The same day, Thursday, I had a beautiful day with my cousin Nancy. We went straight to a restaurant called Fish, in Sausalito, on the water. Then we wandered around Mill Valley, where she lives, and went to a yoga class. I spent the night at my cousin Wendy’s house in El Cerrito. In the morning we took a hill walk with a beautiful view. It’s crazy how it is part spring, part summer here. Part of it is due to climate change and part of it is just the way it usually is.

Cuteness in the park (Katie and Goldie)
Last night was the concert, preceded by dinner at an Italian restaurant in Santa Rosa, longtime residence of Peanuts creator Charles Schultz. At first I didn’t know what my cousin Nancy was talking about when she said she had parked near Woodstock. Then when I got there I saw that it was a statue of the yellow bird from Peanuts. The concert was fabulous. It is something else to be related to a rock star who is gorgeous inside and out. I love all the band members, each complementing the other.

Serena and Goldie
Today we had a family brunch hosted by Wendy and Mark, followed by a walk in the park.
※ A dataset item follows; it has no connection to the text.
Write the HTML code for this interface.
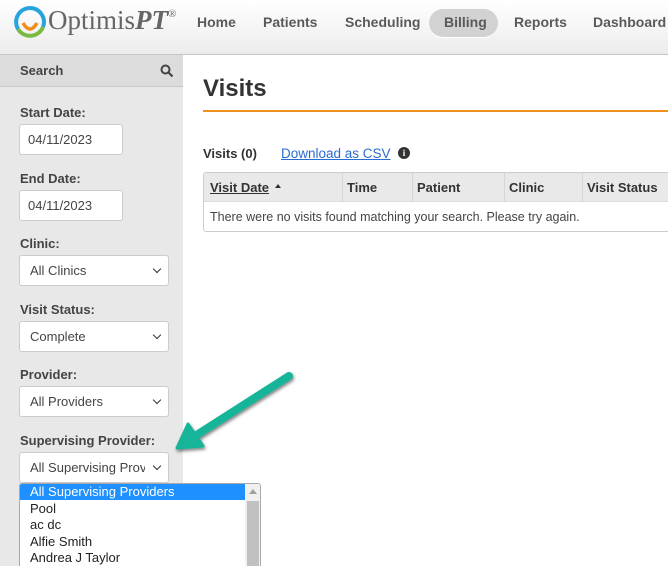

Katie, Goldie and I did yoga on the grass. It was great to catch up with the older cousins and play with the little ones. The group photo, with Jeremy in the back, holding Goldie, reminded me of the one at Atlantic Beach. In it, Bob stood in the back holding Katie, who was just a baby. Now she is my playmate and friend, and I am so happy to be spending time with her in this beautiful place. I feel land-locked where I live, though I am lucky to be relatively close to the water. Still, all my senses and soul drank in the water when afterwards we walked alongside the water in and around Tiburon, where we are staying at an Airbnb.

The view from our Airbnb and the area around it is spectacular. We walked along the water and took it all in. More adventures to come.